Today I pay dual homage to the late great Michael Jackson and my favorite vegetable of the week with a sweet and easy recipe I adapted from "The Vegetable Dishes I can't live without" by Mollie Katzen of the Moosewood cookbook fame.

Take a bunch of beets with stems and leaves: cut the stems, leaving about an inch of stem on the beets. Scrub the beets, trim off stringy roots, and wrap in foil (still damp - the moisture will help steam). Bake at 400 degrees for about an hour, or until soft when stabbed. After they cool a bit, you can rub off the skins and chop coarsely. Meanwhile, trim stems off greens and wash - you can chop the stems to eat, or discard. When the baking beets are almost ready, chop leaves and stems into bite-sized pieces and saute with olive oil, minced garlic, dash of salt until halfway wilted (saute stems first, as they take longer to soften). Add the chopped baked beets to the cooking pot, then saute to desired level of wiltedness.
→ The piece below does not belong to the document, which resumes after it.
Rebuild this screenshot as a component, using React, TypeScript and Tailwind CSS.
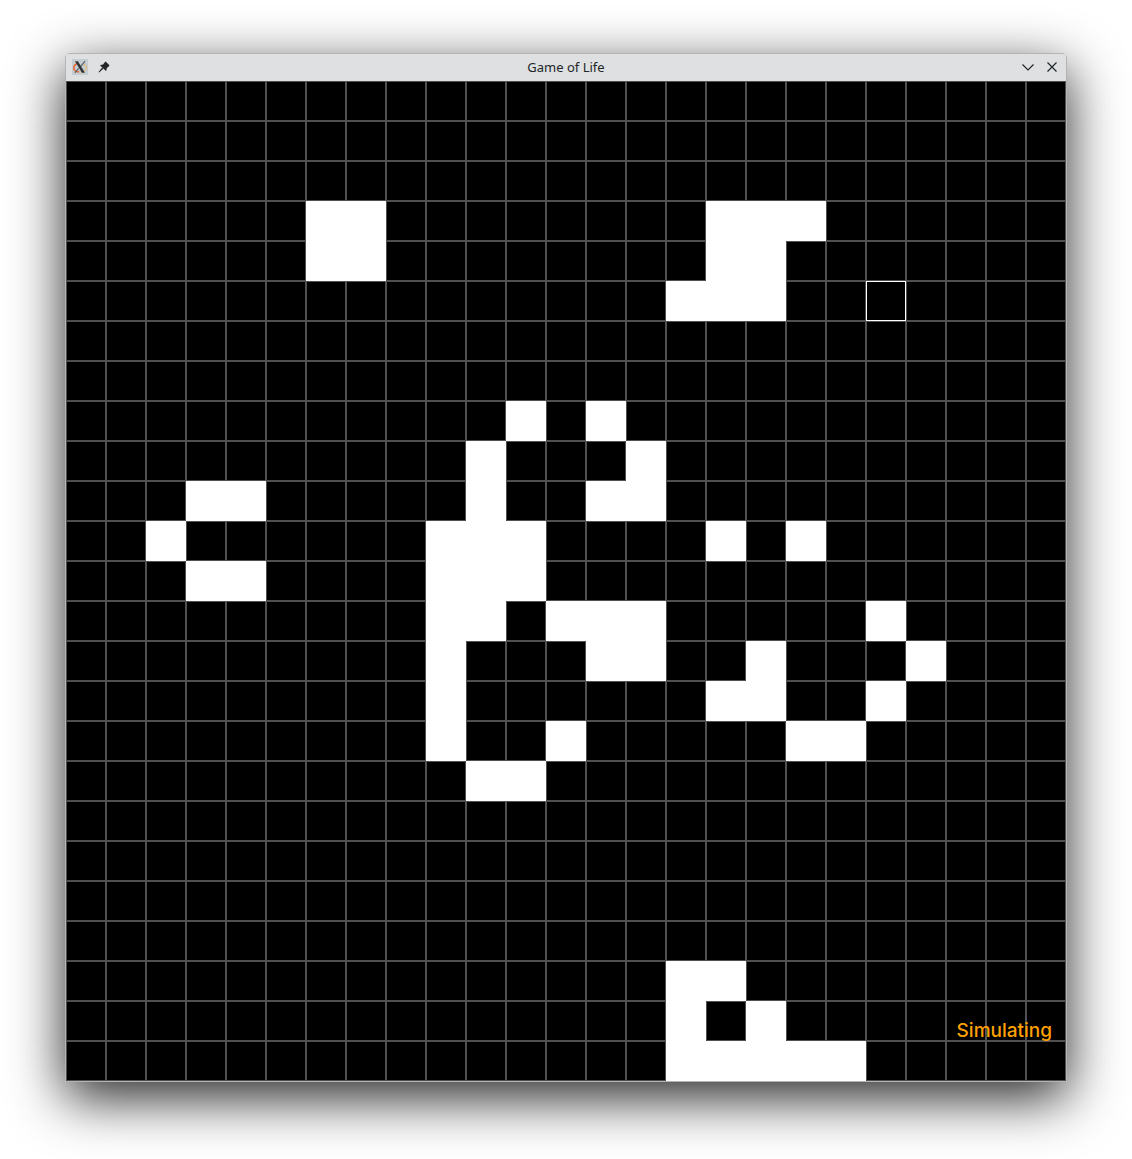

Recently I heard a farmer say that the best way to get kids to eat beets is to tell them that it'll turn their poo red... incidentally, this trick may work on some curious adults too, or at least serve as a warning for hypochondriacs!

My garden is churning out so many zucchini lately that I'm alternately freezing them and giving them away. My Busy Person's Guide to Preserving Food book is getting a good workout. And I'm shopping for an Energy Star chest freezer, but the selection out there isn't what I would've thought, considering the rebates that are available... or maybe the stores I've hit are just picked over already? I'm also shopping for a nice big stainless steel pot to try my hand at canning this summer... any suggestions?


Monday, July 13, 2009

Recycling makes cents (and dollars!)

Baltimore City recycling news: 1+1 pickup started this week on July 13th, read all about it here.

Meanwhile in the county... In 2008, Baltimore County made $5 million from selling recyclables. That's million with an M. That's money that they didn't have to extract from us in the form of taxes. Doesn't that sound like another compelling reason to participate in curbside recycling, in addition to keeping useful materials out of landfills and reducing the need to mine or manufacture new? In San Francisco, residents are being compelled to recycle more forcefully by way of a new law that fines people for not recycling. More cities are expected to follow suit... so get into the habit of recycling now!

Some small town residents of New York and New Jersey are required to purchase trash tags for each bag they toss. Outside town limits, residents must hire private waste haulers to pick up trash in addition to purchasing trash tags. Recycling and composting a great way to cut down your household expenses in these areas, and the locals are catching on.

Know any towns that sponsor municipal compost pickup? In typical backyard composting, it's easiest to keep your green-to-brown mix simple by using only uncooked foods free of fats and oils. However, in large scale composting operations like Waste Neutral Group based here in Baltimore, it's possible to tweak the mix such that even cooked food scraps break down properly. Baltimore County already turns our curbside yard waste pickup into mulch and compost (which is free to residents)... maybe someday they will add weekly food scrap pickup too?

In the meantime, I know what you're thinking. Composting can be a dirty business. "But I can't compost, I live in an apartment." --actually, yes you can. NatureMill makes a composter small enough to fit into a corner of your kitchen.